I'd be pretty happy if the afterlife was an examination of our life on earth but with the ability to see the outcome of each different decision we could have made, it's impact on us and those around us. Also how other's decisions affected our life could be analyzed. Then, after we've exhausted each possibility, we get to return to life in a new body and have another go at it--and this time, we don't wreck the bike.
05 January 2015
Habits
I'm to that age where I've been doing some things longer than I haven't been doing them. A decade seems so long when you're young. I'm still young. Graduated college ten years ago. What has happened since was for a time quite a hard ride to hang on to, but now it's settled down into a more normal situation. I've given up the youthful ambition to an abnormal life. Its just a show march to the end now, hopefully with some high points along the way. This may not be the end of the world, but I can see it from here.
If you could see the future would you want to? If you could wake up tomorrow and know the rest of your life? The losses, the low points, the high points, the end moment?
Sometimes I feel surrounded by the spirits of the ones that have died already, and sometimes the spirits of those still alive, just far away. Some days it's like a cloud around me, other days it's like a cloak.
At any rate, getting older is mostly boring. I've seen a lot of what can happen. What's the point I wonder? It's not so hopeless to pull the trigger on a brain drain, but it certainly does make you want to absorb each tiny second of joy as it passes you by. However, simultaneously, my feet are weighted down by a severe case of the ho-hums. I suppose all this is normal. The ability to think for oneself can be such a drag.
It's weird to think of how long you've known someone. Say you meet when you were fourteen. Now you're thirty one. When you met them it was so exciting and fresh. Now you've known them longer than you haven't known them. You grow accustomed to new habits, like a new neighborhood, a new house to zig zag through in the dark and find the cups without a light, a new liquor store with new local beer.

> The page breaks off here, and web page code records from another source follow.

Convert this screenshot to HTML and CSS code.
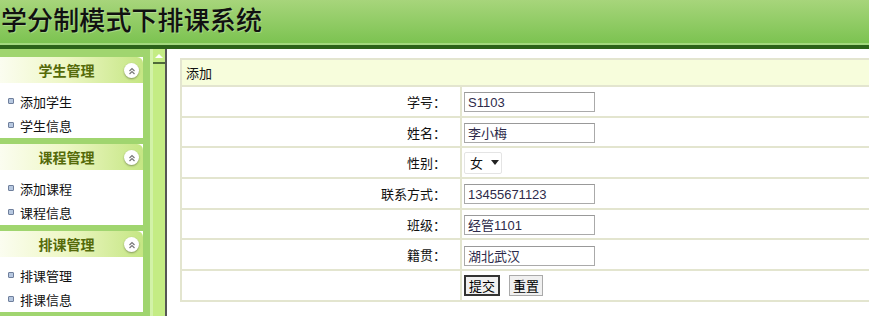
FILE: index.html
```html
<!DOCTYPE html>
<html lang="zh">
<head>
<meta charset="utf-8">
<title>学分制模式下排课系统</title>
<link rel="stylesheet" href="styles.css">
</head>
<body>
<header class="top">
  <h1 class="title">学分制模式下排课系统</h1>
</header>
<div class="top-line"></div>
<div class="layout">
  <aside class="sidebar">
    <section class="panel">
      <div class="panel-head"><span class="panel-title">学生管理</span><span class="collapse"><svg width="10" height="10" viewBox="0 0 10 10"><path d="M2.5 5 L5 2.5 L7.5 5 M2.5 8 L5 5.5 L7.5 8" fill="none" stroke="#777" stroke-width="1.2"/></svg></span></div>
      <ul class="panel-body">
        <li><span class="dot"></span>添加学生</li>
        <li><span class="dot"></span>学生信息</li>
      </ul>
    </section>
    <section class="panel">
      <div class="panel-head"><span class="panel-title">课程管理</span><span class="collapse"><svg width="10" height="10" viewBox="0 0 10 10"><path d="M2.5 5 L5 2.5 L7.5 5 M2.5 8 L5 5.5 L7.5 8" fill="none" stroke="#777" stroke-width="1.2"/></svg></span></div>
      <ul class="panel-body">
        <li><span class="dot"></span>添加课程</li>
        <li><span class="dot"></span>课程信息</li>
      </ul>
    </section>
    <section class="panel">
      <div class="panel-head"><span class="panel-title">排课管理</span><span class="collapse"><svg width="10" height="10" viewBox="0 0 10 10"><path d="M2.5 5 L5 2.5 L7.5 5 M2.5 8 L5 5.5 L7.5 8" fill="none" stroke="#777" stroke-width="1.2"/></svg></span></div>
      <ul class="panel-body">
        <li><span class="dot"></span>排课管理</li>
        <li><span class="dot"></span>排课信息</li>
      </ul>
    </section>
  </aside>
  <div class="scroll">
    <div class="scroll-up"><svg width="10" height="6" viewBox="0 0 10 6"><path d="M1 5 L5 1 L9 5 Z" fill="#fff"/></svg></div>
    <div class="scroll-track"></div>
  </div>
  <main class="main">
    <table class="form">
      <tr class="head-row"><th colspan="2" class="form-head">添加</th></tr>
      <tr><td class="lbl">学号：</td><td class="val"><input class="txt" type="text" value="S1103"></td></tr>
      <tr><td class="lbl">姓名：</td><td class="val"><input class="txt" type="text" value="李小梅"></td></tr>
      <tr><td class="lbl">性别：</td><td class="val"><span class="select">女<svg width="8" height="5" viewBox="0 0 8 5"><path d="M0 0 L8 0 L4 5 Z" fill="#222"/></svg></span></td></tr>
      <tr><td class="lbl">联系方式：</td><td class="val"><input class="txt" type="text" value="13455671123"></td></tr>
      <tr><td class="lbl">班级：</td><td class="val"><input class="txt" type="text" value="经管1101"></td></tr>
      <tr><td class="lbl">籍贯：</td><td class="val"><input class="txt" type="text" value="湖北武汉"></td></tr>
      <tr><td class="lbl"></td><td class="val"><button class="btn btn-primary">提交</button><button class="btn">重置</button></td></tr>
    </table>
  </main>
</div>
</body>
</html>
```
FILE: styles.css
```css
* { box-sizing: border-box; }
html, body { margin: 0; padding: 0; }
body {
  width: 869px;
  height: 316px;
  overflow: hidden;
  font-family: "Noto Sans CJK SC", "Liberation Sans", sans-serif;
  font-size: 13px;
  color: #111;
  background: #fff;
}
.top {
  height: 43px;
  background: linear-gradient(#a7d57b, #7cc351);
  display: flex;
  align-items: center;
  padding-bottom: 5px;
}
.title {
  margin: 0 0 0 1px;
  font-size: 26px;
  font-weight: 500;
  letter-spacing: 0.1px;
  color: #111;
  text-shadow: 1px 1px 0 rgba(255,255,255,0.25);
  line-height: 1;
}
.top-line {
  height: 6px;
  border-top: 2px solid #a2d87e;
  background: #2b6319;
}
.layout {
  display: flex;
  height: 267px;
}
.sidebar {
  width: 153px;
  background: #a0d56f;
  padding: 8px 7px 0 0;
  display: flex;
  flex-direction: column;
  gap: 6px;
  border-right: 3px solid #d2f2a8;
}
.panel {
  background: #fff;
  flex: none;
}
.panel-head {
  height: 26px;
  border-top-right-radius: 6px;
  background: linear-gradient(90deg, #fbfdf0 0%, #eef7c6 45%, #c5e683 100%);
  display: flex;
  align-items: center;
  justify-content: center;
  position: relative;
}
.panel-title {
  font-weight: 700;
  font-size: 14px;
  color: #556a0a;
  padding-right: 10px;
}
.collapse {
  position: absolute;
  right: 4px;
  top: 6px;
  width: 15px;
  height: 15px;
  border-radius: 50%;
  background: #fff;
  box-shadow: 0 1px 2px rgba(0,0,0,0.35);
  display: flex;
  align-items: center;
  justify-content: center;
}
.panel-body {
  list-style: none;
  margin: 0;
  padding: 6px 0 1px 0;
}
.panel-body li {
  height: 24px;
  display: flex;
  align-items: center;
  padding-left: 8px;
  font-size: 13px;
}
.dot {
  width: 6px;
  height: 6px;
  border-radius: 1px;
  border: 1px solid #6f7f9c;
  background: #b7c8e0;
  margin-right: 6px;
}
.scroll {
  width: 14px;
  background: #c4ec84;
  border-right: 2px solid #555;
  display: flex;
  flex-direction: column;
}
.scroll-up {
  height: 15px;
  display: flex;
  align-items: center;
  justify-content: center;
  border-bottom: 2px solid #4f6a3a;
}
.scroll-track { flex: 1; }
.main {
  flex: 1;
  padding: 9px 0 0 13px;
  overflow: hidden;
}
.form {
  border-collapse: collapse;
  width: 720px;
  border: 2px solid #e3e5cf;
}
.form td, .form th {
  border: 2px solid #e3e5cf;
  padding: 0;
}
.form tr { height: 30.7px; }
.form tr.head-row { height: 27px; }
.form-head {
  background: #f7fddc;
  text-align: left;
  font-weight: 400;
  padding-left: 4px !important;
  font-size: 13px;
}
.lbl {
  width: 280px;
  text-align: right;
  padding-right: 14px !important;
}
.val { padding-left: 2px !important; }
.txt {
  width: 131px;
  height: 20px;
  border: 1px solid #aaa;
  border-top-color: #999;
  padding: 0 3px;
  font-family: "Liberation Sans", "Noto Sans CJK SC", sans-serif;
  font-size: 13px;
  color: #2d2a4a;
  vertical-align: middle;
}
.select {
  display: inline-flex;
  align-items: center;
  gap: 8px;
  height: 22px;
  width: 38px;
  padding-left: 5px;
  border: 1px solid #e4e4e4;
  border-radius: 2px;
  vertical-align: middle;
}
.btn {
  font-family: "Noto Sans CJK SC", sans-serif;
  font-size: 13px;
  height: 21px;
  padding: 0 3px;
  background: #f0f0f0;
  border: 1px solid #aaa;
  margin-right: 9px;
  vertical-align: middle;
  line-height: 1;
}
.btn-primary { border: 2px solid #333; }
```
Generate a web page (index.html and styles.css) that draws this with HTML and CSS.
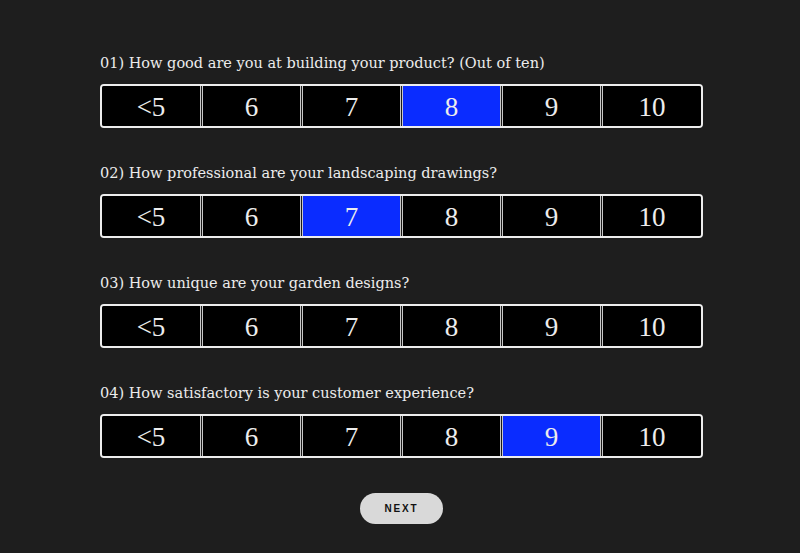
FILE: index.html
```html
<!DOCTYPE html>
<html>
<head>
<meta charset="utf-8">
<link rel="stylesheet" href="styles.css">
</head>
<body>
<main class="survey">
  <section class="question">
    <p class="label">01) How good are you at building your product? (Out of ten)</p>
    <div class="scale">
      <div class="cell">&lt;5</div><div class="cell">6</div><div class="cell">7</div><div class="cell selected">8</div><div class="cell">9</div><div class="cell">10</div>
    </div>
  </section>
  <section class="question">
    <p class="label">02) How professional are your landscaping drawings?</p>
    <div class="scale">
      <div class="cell">&lt;5</div><div class="cell">6</div><div class="cell selected">7</div><div class="cell">8</div><div class="cell">9</div><div class="cell">10</div>
    </div>
  </section>
  <section class="question">
    <p class="label">03) How unique are your garden designs?</p>
    <div class="scale">
      <div class="cell">&lt;5</div><div class="cell">6</div><div class="cell">7</div><div class="cell">8</div><div class="cell">9</div><div class="cell">10</div>
    </div>
  </section>
  <section class="question">
    <p class="label">04) How satisfactory is your customer experience?</p>
    <div class="scale">
      <div class="cell">&lt;5</div><div class="cell">6</div><div class="cell">7</div><div class="cell">8</div><div class="cell selected">9</div><div class="cell">10</div>
    </div>
  </section>
  <div class="actions">
    <button class="next">NEXT</button>
  </div>
</main>
</body>
</html>
```

FILE: styles.css
```css
html, body {
  margin: 0;
  padding: 0;
  background: #1e1e1e;
  height: 100%;
}
.survey {
  width: 603px;
  margin: 0 auto 0 100px;
  padding-top: 53px;
  display: flex;
  flex-direction: column;
}
.question {
  display: flex;
  flex-direction: column;
  gap: 11px;
  margin-bottom: 35px;
}
.label {
  margin: 0;
  font-family: "DejaVu Serif", serif;
  font-size: 14.5px;
  line-height: 20px;
  color: #ececec;
}
.scale {
  display: grid;
  grid-template-columns: repeat(6, 1fr);
  height: 40px;
  border: 2px solid #ededed;
  border-radius: 4px;
  background: #1a1a1a;
  gap: 1px;
  overflow: hidden;
}
.cell {
  background: #000;
  border-left: 1px solid #c8c8c8;
  border-right: 1px solid #c8c8c8;
  display: flex;
  align-items: center;
  justify-content: center;
  font-family: "Liberation Serif", serif;
  font-size: 27px;
  padding-top: 2px;
  color: #ededed;
}
.cell:first-child { border-left: none; }
.cell:last-child { border-right: none; }
.cell.selected { background: #0a2cff; }
.actions {
  display: flex;
  justify-content: center;
}
.next {
  width: 83px;
  height: 31px;
  border: none;
  border-radius: 16px;
  background: #d9d9d9;
  font-family: "Liberation Sans", sans-serif;
  font-weight: bold;
  font-size: 10px;
  letter-spacing: 1.8px;
  color: #111;
  padding: 0;
}
```
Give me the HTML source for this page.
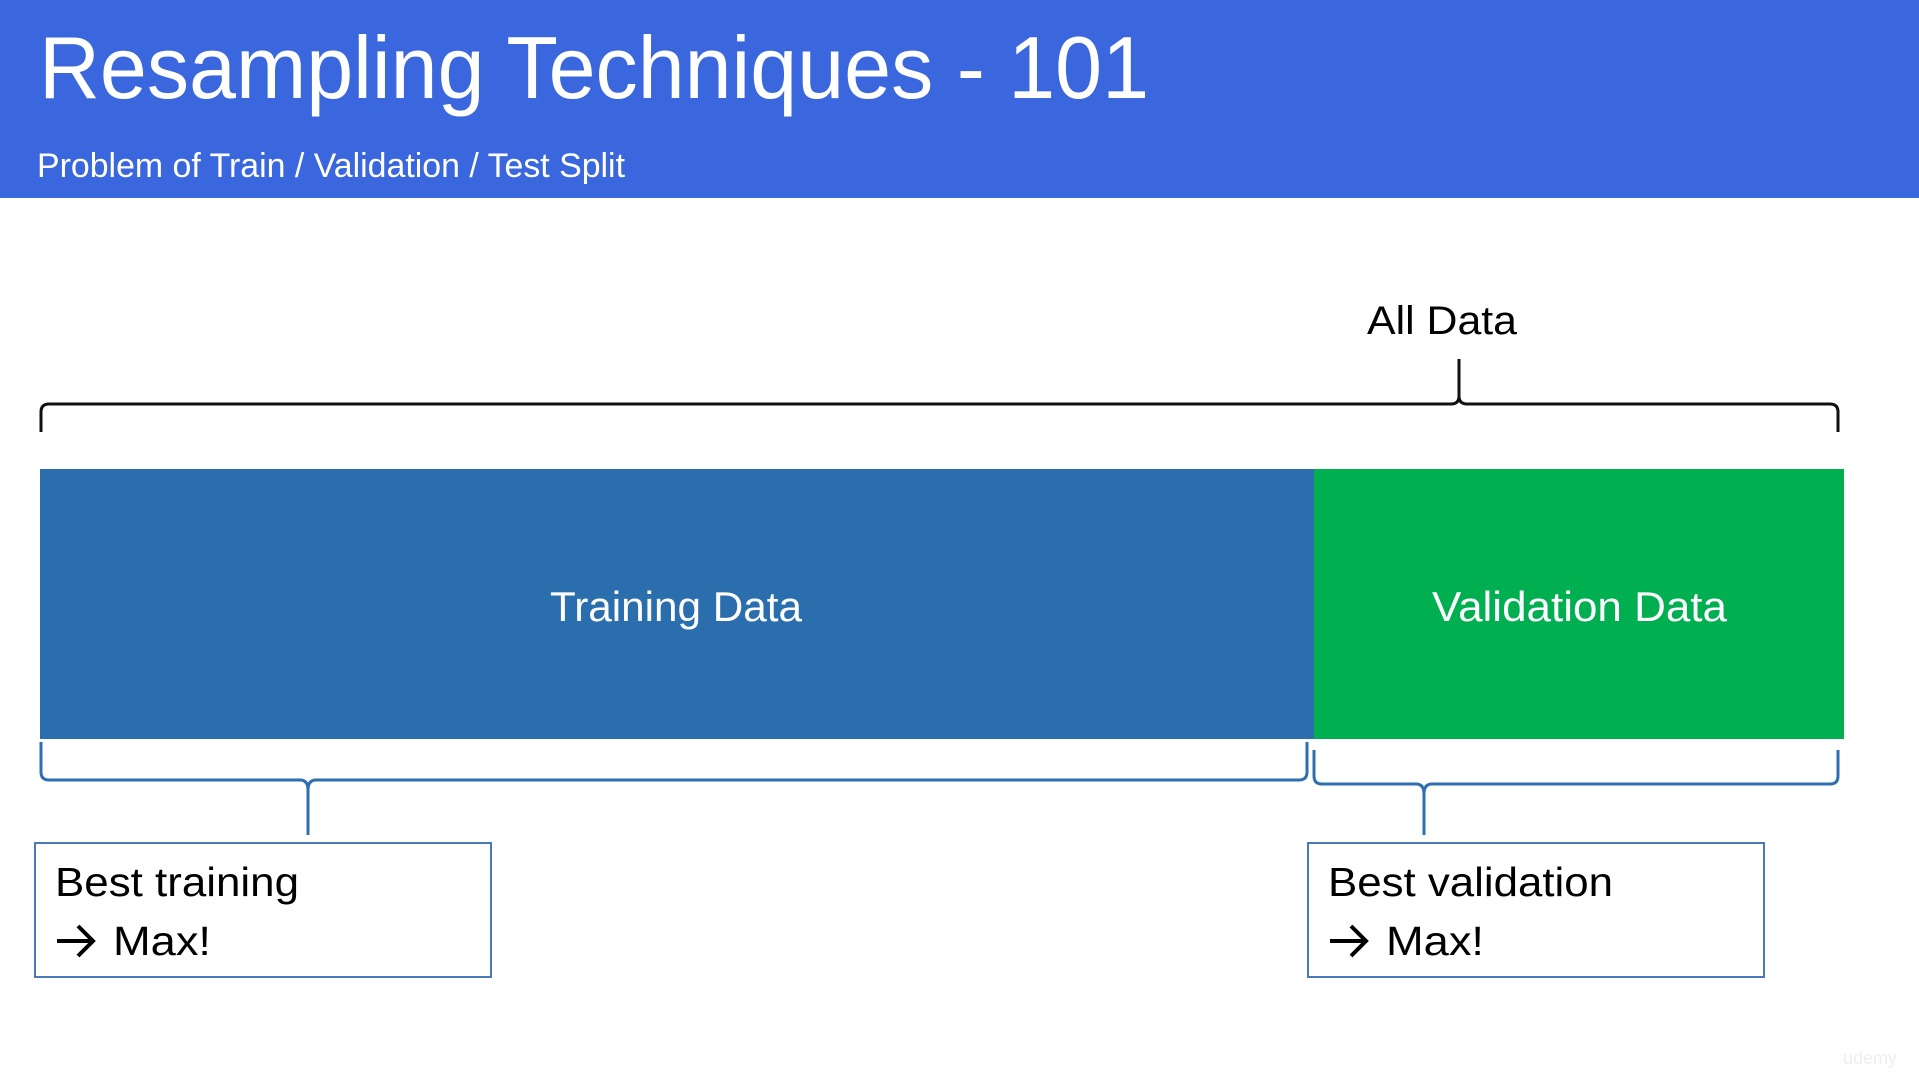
<!DOCTYPE html>
<html><head><meta charset="utf-8"><style>
html,body{margin:0;padding:0;background:#fff;width:1919px;height:1076px;overflow:hidden}
svg{display:block}
text{font-family:"Liberation Sans",sans-serif}
</style></head><body>
<svg width="1919" height="1076" viewBox="0 0 1919 1076" xmlns="http://www.w3.org/2000/svg">
<rect x="0" y="0" width="1919" height="198" fill="#3a67dd"/>
<text x="39" y="98" font-size="88" fill="#fff" textLength="1110" lengthAdjust="spacingAndGlyphs">Resampling Techniques - 101</text>
<text x="37" y="177" font-size="34" fill="#fff" textLength="588" lengthAdjust="spacingAndGlyphs">Problem of Train / Validation / Test Split</text>

<text x="1367" y="334" font-size="40" fill="#000" textLength="150" lengthAdjust="spacingAndGlyphs">All Data</text>
<path d="M41 432 L41 412 Q41 404 49 404 L1451 404 Q1459 404 1459 396 L1459 359 M1459 396 Q1459 404 1467 404 L1830 404 Q1838 404 1838 412 L1838 432" fill="none" stroke="#111" stroke-width="3"/>

<rect x="40" y="469" width="1274" height="270" fill="#2a6ead"/>
<rect x="1314" y="469" width="530" height="270" fill="#00b050"/>
<text x="550" y="621" font-size="42" fill="#fff" textLength="252" lengthAdjust="spacingAndGlyphs">Training Data</text>
<text x="1432" y="621" font-size="42" fill="#fff" textLength="295" lengthAdjust="spacingAndGlyphs">Validation Data</text>

<path d="M41 742 L41 772 Q41 780 49 780 L300 780 Q308 780 308 790 L308 835 M308 790 Q308 780 316 780 L1299 780 Q1307 780 1307 772 L1307 742" fill="none" stroke="#2e6fb0" stroke-width="3"/>
<path d="M1314 750 L1314 776 Q1314 784 1322 784 L1416 784 Q1424 784 1424 794 L1424 835 M1424 794 Q1424 784 1432 784 L1830 784 Q1838 784 1838 776 L1838 750" fill="none" stroke="#2e6fb0" stroke-width="3"/>

<rect x="35" y="843" width="456" height="134" fill="#fff" stroke="#4a78b8" stroke-width="2"/>
<text x="55" y="896" font-size="41" fill="#000" textLength="244" lengthAdjust="spacingAndGlyphs">Best training</text>
<path d="M57 941 L93 941 M78 926 L93 941 L78 956" fill="none" stroke="#000" stroke-width="4"/>
<text x="113" y="955" font-size="41" fill="#000" textLength="98" lengthAdjust="spacingAndGlyphs">Max!</text>

<rect x="1308" y="843" width="456" height="134" fill="#fff" stroke="#4a78b8" stroke-width="2"/>
<text x="1328" y="896" font-size="41" fill="#000" textLength="285" lengthAdjust="spacingAndGlyphs">Best validation</text>
<path d="M1330 941 L1366 941 M1351 926 L1366 941 L1351 956" fill="none" stroke="#000" stroke-width="4"/>
<text x="1386" y="955" font-size="41" fill="#000" textLength="98" lengthAdjust="spacingAndGlyphs">Max!</text>

<text x="1843" y="1064" font-size="18" fill="#eeeeee">udemy</text>
</svg>
</body></html>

You can give up so much of yourself so swiftly without even noticing. The statue of future you, built by your teenage self, slowly eroded and chipped away to only the iron core in a mere fifteen years. Added to, surely, in unseen ways, and chipped away at, surrendered, for the concept of the common good, until you're not even sure what you started out as, what you are now or how exactly you got here.
And here we sit. Idly wondering, curious, not entirely concerned, just intrigued. The farther down the rabbit hole we fall, the less we recognize! The more you experience the more you realize you'll never comprehend.
At any rate, it's different. The situation itself is not different than it ever was, just the prism through which you view it has been modified, as will it continue to be. In the end it's a chair in the sun by a window.
06 August 2012
Wine would help
It doesn't always have to be in focus to get the picture. |
In my mind there's a photograph, a collection of snapshots, of who i saw myself as at different times of my life. none of them are me now but is that disappointing or is it a revelation? or is it both? it could be merely a current misconception of myself. is it a calling to be more and do more? or is it just a twitch of the brain, a flashforward of a thought from years back, come to prick my current brain awake from its slumberous state? the great beast awakens, stumbling around on sleeping legs, searching for a pawhold in the inky blackness of the cave. it wanders toward the deep blue of early, early dawn barely illuminating the entrance. the smell of pines reminds the beast where it lay its head and the events of the previous night come back slowly like puzzle pieces falling through a lava lamp and landing more or less in the proper order. the wind sings an early morning hymn of welcome through the boughs above, and the beast looks about for a brook barely hinted at by the smell of wetness and a recollection of damp feet. The brook must not be very deep. There is much to do today; or is there anything at all? the list is fluid, much like the brook; the perception is the viewer's alone.
And in the cave--nothing. Outside the cave--everything. How did the beast arrive here, and does it matter? From where did the feeling of a need to move on arise? Is it a valid feeling? Should it be acted upon? Until the answer is clear, what should be done?
A quiet, ominous sound from nearby bushes confirms the answer. The enemy is too close and the time to flee has fleetingly flown. Now is the time to stand, fight, deliver, conquer.
I'm slowly forgetting all the things that used to make me real. Once up on a time there was a mighty large rock, halfway up a hillside on the northwest side. Upon this rock's face were carved the characteristics of Luke: hard working, hard living, yet with an eye and an ear for the beautiful. An amphibian of unnatural skill and ability, I have melded and molded to match my current surroundings, yet the slimy weak Mid-American Spotted-Belly Salamander has not forgotten his inner Twin-Tailed Shark Face Mountain Lizard soul. Is this growing up? How do you hold on to that flame without burning your fingers?